Il existe des dérogations à cette interdiction, avec la possibilité d’offrir des avantages, sous réserve de respecter certaines règles de déclaration et d’autorisation.
L’objectif de ce dispositif est notamment de contrôler et moraliser les relations entre les professionnels de santé et les entreprises du secteur de la santé, et donc garantir l’indépendance des professionnels de santé. Le respect de ces règles fait l’objet d’un contrôle par la DGCCRF (Direction générale de la concurrence, de la consommation et de la répression des fraudes), dont les services ont ainsi mené une enquête en 2021.
La condamnation pénale du groupe URGO
C’est dans le cadre de cette mission de contrôle de la DGCCRF, et en collaboration avec la gendarmerie de Dijon, qu’a été mis au jour un non-respect du dispositif d’encadrement des avantages d’un montant estimé à 55 millions d’euros de la part de Laboratoires URGO et URGO Healthcare. L’objectif de la manœuvre était d’augmenter les marges, bénéfices et parts de marché du groupe, avec des cadeaux au bénéfice des pharmaciens d’une valeur allant jusqu’à plusieurs dizaines de milliers d’euros.

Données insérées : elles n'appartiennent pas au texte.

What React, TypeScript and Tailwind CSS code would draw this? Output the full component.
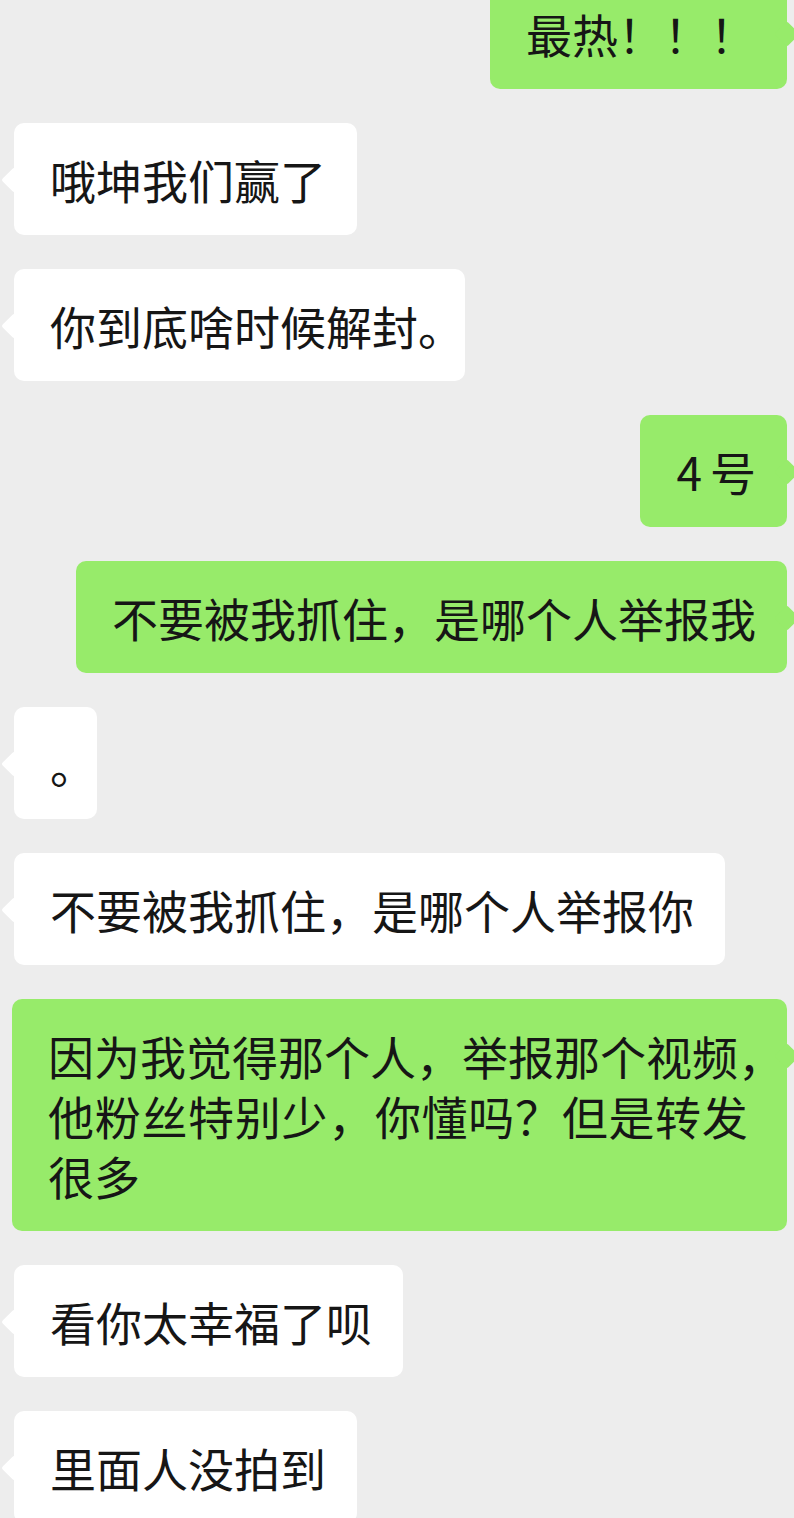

Concrètement, en échange d’une renonciation à une remise contractuelle sur le prix d’achat de produits URGO, le pharmacien concerné obtenait un « cadeau » à titre privé, d’un montant équivalent à la remise.

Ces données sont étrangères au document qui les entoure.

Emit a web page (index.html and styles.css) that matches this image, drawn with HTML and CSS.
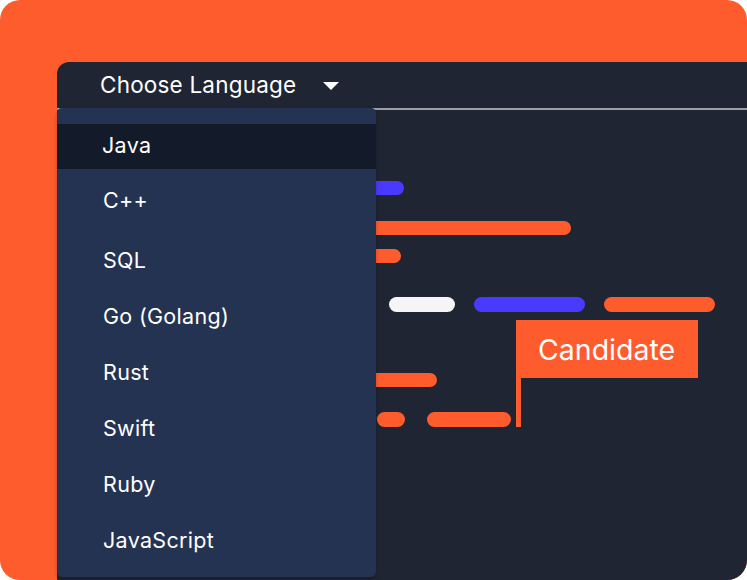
FILE: index.html
```html
<!DOCTYPE html>
<html lang="en">
<head>
<meta charset="utf-8">
<title>Choose Language</title>
<link rel="stylesheet" href="styles.css">
</head>
<body>
<div class="card">
  <div class="panel">
    <div class="header">
      <span class="header-label">Choose Language</span>
      <span class="caret"></span>
    </div>
    <div class="body">
      <div class="code">
        <div class="row r1"><span class="bar blue w84"></span></div>
        <div class="row r2"><span class="bar orange w251"></span></div>
        <div class="row r3"><span class="bar orange w81"></span></div>
        <div class="row r4">
          <span class="bar white w66"></span>
          <span class="bar blue w111"></span>
          <span class="bar orange w111"></span>
        </div>
        <div class="row r5"><span class="bar orange w117"></span></div>
        <div class="row r6">
          <span class="bar orange w28"></span>
          <span class="bar orange w84"></span>
        </div>
      </div>
      <div class="flag">
        <div class="flag-box">Candidate</div>
        <div class="flag-pole"></div>
      </div>
    </div>
    <ul class="dropdown">
      <li class="item active">Java</li>
      <li class="item cpp">C++</li>
      <li class="item">SQL</li>
      <li class="item">Go (Golang)</li>
      <li class="item">Rust</li>
      <li class="item">Swift</li>
      <li class="item">Ruby</li>
      <li class="item">JavaScript</li>
    </ul>
  </div>
</div>
</body>
</html>
```

FILE: styles.css
```css
* { box-sizing: border-box; }
html, body {
  margin: 0;
  padding: 0;
  background: #ffffff;
}
body {
  width: 747px;
  height: 580px;
  overflow: hidden;
  font-family: Inter, "Noto Sans", "Liberation Sans", sans-serif;
  color: #ffffff;
}
.card {
  width: 747px;
  height: 580px;
  background: #ff5c2e;
  border-radius: 20px;
  padding: 62px 0 0 57px;
  display: flex;
  overflow: hidden;
}
.panel {
  flex: 1;
  position: relative;
  background: #1f2533;
  border-top-left-radius: 12px;
  display: flex;
  flex-direction: column;
}
.header {
  height: 48px;
  border-bottom: 2px solid #9a9ea5;
  display: flex;
  align-items: center;
  padding: 0 0 0 43px;
}
.header-label {
  font-size: 22.5px;
  letter-spacing: 0.2px;
  line-height: 1;
}
.caret {
  margin-left: 27px;
  width: 0;
  height: 0;
  border-left: 8px solid transparent;
  border-right: 8px solid transparent;
  border-top: 8px solid #ffffff;
  margin-top: 2px;
}
.body {
  flex: 1;
  position: relative;
}
.code {
  display: flex;
  flex-direction: column;
  padding-top: 71px;
}
.row {
  display: flex;
  height: 14px;
  padding-left: 263px;
}
.r2 { margin-top: 26px; }
.r3 { margin-top: 14px; }
.r4 { margin-top: 34px; padding-left: 332px; gap: 19px; height: 15px; }
.r5 { margin-top: 61px; }
.r6 { margin-top: 25px; padding-left: 320px; gap: 22px; height: 15px; }
.bar {
  display: block;
  height: 100%;
  border-radius: 8px;
}
.orange { background: #ff5c2e; }
.blue { background: #4a3aff; }
.white { background: #f5f5f5; }
.w28 { width: 28px; }
.w66 { width: 66px; }
.w81 { width: 81px; }
.w84 { width: 84px; }
.w111 { width: 111px; }
.w117 { width: 117px; }
.w251 { width: 251px; }
.flag {
  position: absolute;
  left: 459px;
  top: 210px;
  display: flex;
  flex-direction: column;
}
.flag-box {
  width: 182px;
  height: 58px;
  background: #ff5c2e;
  font-size: 28.5px;
  line-height: 59px;
  padding-left: 22px;
  letter-spacing: 0;
}
.flag-pole {
  width: 5px;
  height: 49px;
  background: #ff5c2e;
}
.dropdown {
  position: absolute;
  left: 0;
  top: 46px;
  width: 319px;
  height: 469px;
  margin: 0;
  padding: 16px 0 0 0;
  list-style: none;
  background: #253352;
  border-radius: 5px;
  box-shadow: 0 2px 4px rgba(0, 0, 0, 0.25);
}
.item {
  height: 56px;
  display: flex;
  align-items: center;
  padding-left: 46px;
  font-size: 21.5px;
  letter-spacing: 0.3px;
}
.item.active {
  height: 45px;
  background: #131a29;
  margin-bottom: 3px;
  padding-left: 45px;
  padding-bottom: 3px;
}
.item.cpp { margin-bottom: 4px; }
```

Après des perquisitions, des auditions et la garde à vue du responsable d’URGO, une comparution sur reconnaissance préalable de culpabilité (CRPC), homologuée par le président du tribunal judiciaire de Dijon le 27 janvier 2023 a été diligentée. Plus de 5.4 millions d’euros ont ainsi fait l’objet d’une saisie pénale, et le groupe URGO a été condamné à hauteur de 1.125 millions d’euros d’amende.
La décision est bien sûr susceptible d’appel, et la DGCCRF a déjà indiqué que l’enquête se poursuivait, notamment auprès des pharmaciens qui auraient reçu ces avantages, et qui risquent eux aussi une condamnation.